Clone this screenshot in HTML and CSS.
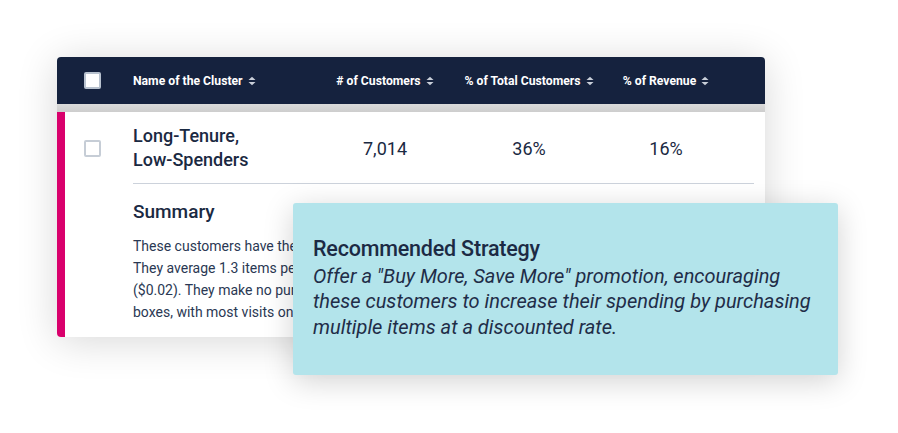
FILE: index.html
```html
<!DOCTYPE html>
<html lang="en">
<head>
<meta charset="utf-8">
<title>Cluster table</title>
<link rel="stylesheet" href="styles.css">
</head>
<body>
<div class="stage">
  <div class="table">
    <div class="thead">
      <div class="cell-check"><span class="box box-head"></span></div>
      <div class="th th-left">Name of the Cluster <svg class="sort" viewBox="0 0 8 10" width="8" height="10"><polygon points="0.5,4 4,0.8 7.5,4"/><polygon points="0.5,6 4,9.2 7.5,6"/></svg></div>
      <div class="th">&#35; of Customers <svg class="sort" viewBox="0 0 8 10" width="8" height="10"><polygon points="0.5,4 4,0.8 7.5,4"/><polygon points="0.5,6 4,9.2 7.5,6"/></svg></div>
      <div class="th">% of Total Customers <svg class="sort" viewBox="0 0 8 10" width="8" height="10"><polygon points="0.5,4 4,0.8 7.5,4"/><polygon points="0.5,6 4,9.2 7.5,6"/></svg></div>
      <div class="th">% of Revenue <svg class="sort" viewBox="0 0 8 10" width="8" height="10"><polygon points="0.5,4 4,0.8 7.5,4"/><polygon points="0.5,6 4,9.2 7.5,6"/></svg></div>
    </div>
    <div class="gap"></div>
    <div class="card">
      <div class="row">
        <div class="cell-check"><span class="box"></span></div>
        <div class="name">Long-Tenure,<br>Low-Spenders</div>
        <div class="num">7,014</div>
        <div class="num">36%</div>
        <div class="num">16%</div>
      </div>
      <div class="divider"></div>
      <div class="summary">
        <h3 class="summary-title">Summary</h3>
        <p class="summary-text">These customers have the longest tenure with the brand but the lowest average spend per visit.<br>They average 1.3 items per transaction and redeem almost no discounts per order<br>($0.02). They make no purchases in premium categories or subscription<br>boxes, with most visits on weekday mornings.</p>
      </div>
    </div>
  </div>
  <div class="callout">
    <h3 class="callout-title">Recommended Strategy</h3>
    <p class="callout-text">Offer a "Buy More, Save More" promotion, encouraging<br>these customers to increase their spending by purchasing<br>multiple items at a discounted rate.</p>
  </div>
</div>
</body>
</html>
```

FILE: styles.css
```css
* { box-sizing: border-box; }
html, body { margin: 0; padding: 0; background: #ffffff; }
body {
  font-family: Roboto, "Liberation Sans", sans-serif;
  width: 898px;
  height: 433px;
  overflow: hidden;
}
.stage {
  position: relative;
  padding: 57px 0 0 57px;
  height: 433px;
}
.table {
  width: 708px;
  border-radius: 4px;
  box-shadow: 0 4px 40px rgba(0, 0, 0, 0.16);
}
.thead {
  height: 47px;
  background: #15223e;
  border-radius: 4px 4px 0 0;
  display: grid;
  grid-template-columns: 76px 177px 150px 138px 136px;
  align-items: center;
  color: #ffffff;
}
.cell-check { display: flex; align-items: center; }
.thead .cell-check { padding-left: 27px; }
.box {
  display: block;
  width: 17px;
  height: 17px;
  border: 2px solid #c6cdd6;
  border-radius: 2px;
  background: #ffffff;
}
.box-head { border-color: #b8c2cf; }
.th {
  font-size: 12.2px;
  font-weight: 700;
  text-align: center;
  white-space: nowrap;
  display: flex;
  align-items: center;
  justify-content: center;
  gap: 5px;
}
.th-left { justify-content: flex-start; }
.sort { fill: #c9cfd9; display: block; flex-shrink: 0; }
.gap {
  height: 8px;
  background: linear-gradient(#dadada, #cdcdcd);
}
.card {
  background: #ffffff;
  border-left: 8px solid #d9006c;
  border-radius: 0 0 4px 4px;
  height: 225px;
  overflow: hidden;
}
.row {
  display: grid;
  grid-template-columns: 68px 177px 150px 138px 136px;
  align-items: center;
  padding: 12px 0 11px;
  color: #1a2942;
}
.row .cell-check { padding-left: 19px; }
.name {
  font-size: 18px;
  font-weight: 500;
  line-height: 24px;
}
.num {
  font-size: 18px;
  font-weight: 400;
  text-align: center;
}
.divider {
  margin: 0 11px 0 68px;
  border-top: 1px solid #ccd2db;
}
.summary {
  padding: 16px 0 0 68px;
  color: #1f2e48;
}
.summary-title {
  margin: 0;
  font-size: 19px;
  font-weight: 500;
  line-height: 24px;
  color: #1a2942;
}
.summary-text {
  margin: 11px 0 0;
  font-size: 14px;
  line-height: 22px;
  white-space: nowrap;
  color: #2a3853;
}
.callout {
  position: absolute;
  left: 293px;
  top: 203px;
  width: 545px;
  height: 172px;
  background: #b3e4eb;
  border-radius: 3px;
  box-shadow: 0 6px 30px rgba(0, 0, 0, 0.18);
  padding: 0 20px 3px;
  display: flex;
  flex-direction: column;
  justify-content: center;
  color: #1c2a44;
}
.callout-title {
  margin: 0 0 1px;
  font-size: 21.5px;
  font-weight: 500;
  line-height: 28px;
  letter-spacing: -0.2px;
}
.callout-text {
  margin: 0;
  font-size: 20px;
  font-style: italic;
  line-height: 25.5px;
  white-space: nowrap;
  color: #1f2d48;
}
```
____________________
**Work instructions:** Restate the data above word for word. Skip every picture.

**Task solution:**
Clone this screenshot in HTML and CSS.
FILE: index.html
```html
<!DOCTYPE html>
<html lang="en">
<head>
<meta charset="utf-8">
<title>Cluster table</title>
<link rel="stylesheet" href="styles.css">
</head>
<body>
<div class="stage">
  <div class="table">
    <div class="thead">
      <div class="cell-check"><span class="box box-head"></span></div>
      <div class="th th-left">Name of the Cluster <svg class="sort" viewBox="0 0 8 10" width="8" height="10"><polygon points="0.5,4 4,0.8 7.5,4"/><polygon points="0.5,6 4,9.2 7.5,6"/></svg></div>
      <div class="th">&#35; of Customers <svg class="sort" viewBox="0 0 8 10" width="8" height="10"><polygon points="0.5,4 4,0.8 7.5,4"/><polygon points="0.5,6 4,9.2 7.5,6"/></svg></div>
      <div class="th">% of Total Customers <svg class="sort" viewBox="0 0 8 10" width="8" height="10"><polygon points="0.5,4 4,0.8 7.5,4"/><polygon points="0.5,6 4,9.2 7.5,6"/></svg></div>
      <div class="th">% of Revenue <svg class="sort" viewBox="0 0 8 10" width="8" height="10"><polygon points="0.5,4 4,0.8 7.5,4"/><polygon points="0.5,6 4,9.2 7.5,6"/></svg></div>
    </div>
    <div class="gap"></div>
    <div class="card">
      <div class="row">
        <div class="cell-check"><span class="box"></span></div>
        <div class="name">Long-Tenure,<br>Low-Spenders</div>
        <div class="num">7,014</div>
        <div class="num">36%</div>
        <div class="num">16%</div>
      </div>
      <div class="divider"></div>
      <div class="summary">
        <h3 class="summary-title">Summary</h3>
        <p class="summary-text">These customers have the longest tenure with the brand but the lowest average spend per visit.<br>They average 1.3 items per transaction and redeem almost no discounts per order<br>($0.02). They make no purchases in premium categories or subscription<br>boxes, with most visits on weekday mornings.</p>
      </div>
    </div>
  </div>
  <div class="callout">
    <h3 class="callout-title">Recommended Strategy</h3>
    <p class="callout-text">Offer a "Buy More, Save More" promotion, encouraging<br>these customers to increase their spending by purchasing<br>multiple items at a discounted rate.</p>
  </div>
</div>
</body>
</html>
```

FILE: styles.css
```css
* { box-sizing: border-box; }
html, body { margin: 0; padding: 0; background: #ffffff; }
body {
  font-family: Roboto, "Liberation Sans", sans-serif;
  width: 898px;
  height: 433px;
  overflow: hidden;
}
.stage {
  position: relative;
  padding: 57px 0 0 57px;
  height: 433px;
}
.table {
  width: 708px;
  border-radius: 4px;
  box-shadow: 0 4px 40px rgba(0, 0, 0, 0.16);
}
.thead {
  height: 47px;
  background: #15223e;
  border-radius: 4px 4px 0 0;
  display: grid;
  grid-template-columns: 76px 177px 150px 138px 136px;
  align-items: center;
  color: #ffffff;
}
.cell-check { display: flex; align-items: center; }
.thead .cell-check { padding-left: 27px; }
.box {
  display: block;
  width: 17px;
  height: 17px;
  border: 2px solid #c6cdd6;
  border-radius: 2px;
  background: #ffffff;
}
.box-head { border-color: #b8c2cf; }
.th {
  font-size: 12.2px;
  font-weight: 700;
  text-align: center;
  white-space: nowrap;
  display: flex;
  align-items: center;
  justify-content: center;
  gap: 5px;
}
.th-left { justify-content: flex-start; }
.sort { fill: #c9cfd9; display: block; flex-shrink: 0; }
.gap {
  height: 8px;
  background: linear-gradient(#dadada, #cdcdcd);
}
.card {
  background: #ffffff;
  border-left: 8px solid #d9006c;
  border-radius: 0 0 4px 4px;
  height: 225px;
  overflow: hidden;
}
.row {
  display: grid;
  grid-template-columns: 68px 177px 150px 138px 136px;
  align-items: center;
  padding: 12px 0 11px;
  color: #1a2942;
}
.row .cell-check { padding-left: 19px; }
.name {
  font-size: 18px;
  font-weight: 500;
  line-height: 24px;
}
.num {
  font-size: 18px;
  font-weight: 400;
  text-align: center;
}
.divider {
  margin: 0 11px 0 68px;
  border-top: 1px solid #ccd2db;
}
.summary {
  padding: 16px 0 0 68px;
  color: #1f2e48;
}
.summary-title {
  margin: 0;
  font-size: 19px;
  font-weight: 500;
  line-height: 24px;
  color: #1a2942;
}
.summary-text {
  margin: 11px 0 0;
  font-size: 14px;
  line-height: 22px;
  white-space: nowrap;
  color: #2a3853;
}
.callout {
  position: absolute;
  left: 293px;
  top: 203px;
  width: 545px;
  height: 172px;
  background: #b3e4eb;
  border-radius: 3px;
  box-shadow: 0 6px 30px rgba(0, 0, 0, 0.18);
  padding: 0 20px 3px;
  display: flex;
  flex-direction: column;
  justify-content: center;
  color: #1c2a44;
}
.callout-title {
  margin: 0 0 1px;
  font-size: 21.5px;
  font-weight: 500;
  line-height: 28px;
  letter-spacing: -0.2px;
}
.callout-text {
  margin: 0;
  font-size: 20px;
  font-style: italic;
  line-height: 25.5px;
  white-space: nowrap;
  color: #1f2d48;
}
```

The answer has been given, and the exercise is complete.